Permanent memories! Our long-term memory is completely limitless ♾️; we can store as much information here as possible and it can easily be recalled. This includes facts, skills, and things like
flashbulb memories.
Long-term memory can be broken up into several categories, the first being explicit memory and implicit memory.
Explicit Memory (Declarative Memory)
Explicit memory is the stored memory of facts. For example, explicit memory is knowing how many continents there are 🌎 You can split this up into further categories:
Semantic—the memory of facts, ideas, and concepts.
Episodic—memories of personal experiences. An example would be telling a friend about the first time you learned how to knit 🧶
Implicit Memory (Non-Declarative Memory)
Implicit memory is memory that is remembered unconsciously.
One of the most common forms is procedural memory. Procedural memory is the memory of how to do repetitive everyday tasks. Examples of procedural memories include riding a bike 🚴, tying a shoe 👞, and driving a car 🚗
You can remember implicit memory as the "how to do something" memory.
Overview Graphic of LTM
Image Courtesy of nhagen16.
Those who have photographic memory, or eidetic memory, are rare individuals who are able to use powerful and long-lasting imagery to remember.
There are several ways we organize the information we store:
The diagram shown above is actually a hierarchy. It starts with really broad information and then splits up into specific classes.
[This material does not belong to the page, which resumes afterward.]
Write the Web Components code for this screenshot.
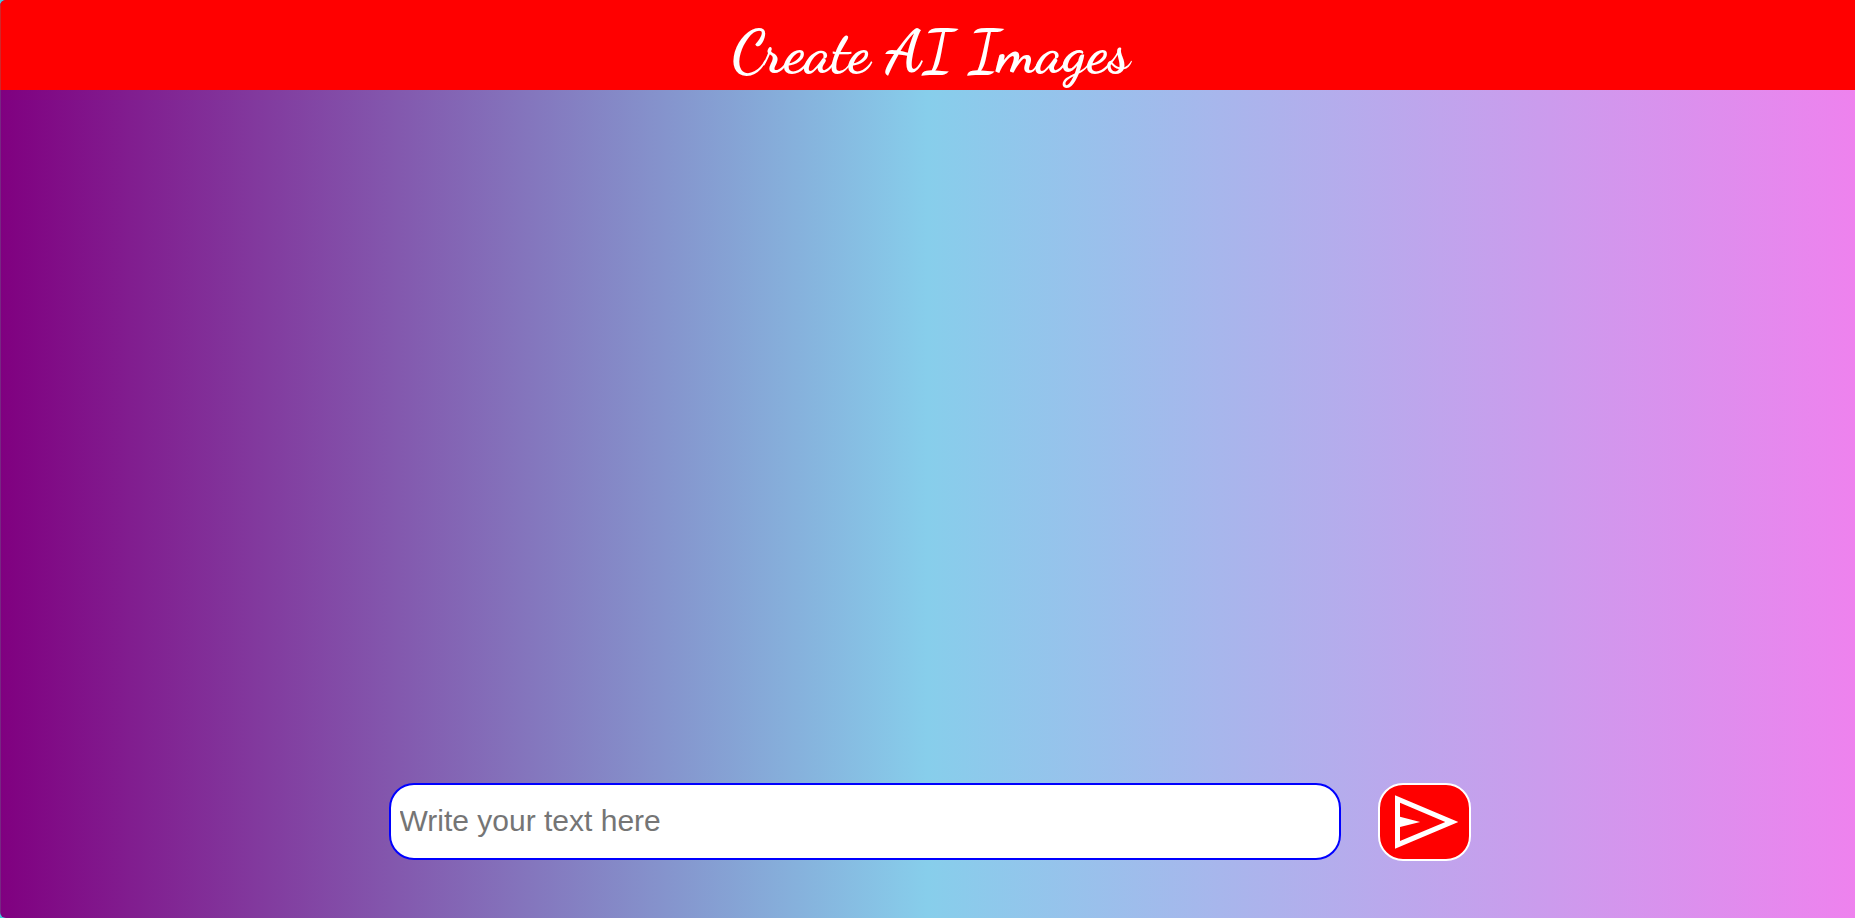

Hierarchies help us retrieve information quickly and efficiently.
A schema is a concept or framework that helps individuals make sense of information.
Because of schemas, you are more likely to believe the information that supports your belief and would ignore information that disagrees with your viewpoint.
Concept
A concept is a mental grouping of events, people, and similar things. For example, if someone tells you to think of a phone, your concept is the type of characteristics you think the phone contains📱 Does it have buttons or is it a touch screen? Is it white, pink, black, etc.? Is it large or small? The characteristics you assign to a “phone” make up your concept of a phone.
Prototype
A prototype is a mental image or the best representative of a certain category.
Think about the concept of a bird. "A robin is a bird 🐦" is said more than "a penguin is a bird🐧 " because the robin more closely resembles our bird prototype.
Whenever you use adjectives like "smaller" or "quicker," you are automatically comparing to a prototype. For example, say you were looking at your favorite type of dog, a German Shepard. When you look at a Yorkie, you may say "Wow, that dog is so small" (compared to your prototype). 🐕
Memory storage in the actual brain has always been a mystery to researchers. Though much of it still remains a mystery, we know that the hippocampus is involved in encoding new memories. Individuals who have a damage in the hippocampus might have anterograde amnesia, or the inability to encode new memories, but they can always recall events that are already encoded.
With neurons, something called long-term potentiation happens. This is the strengthening of neural connections between each other. When firings are repeated, the connections are strengthened, causing the memory to be encoded.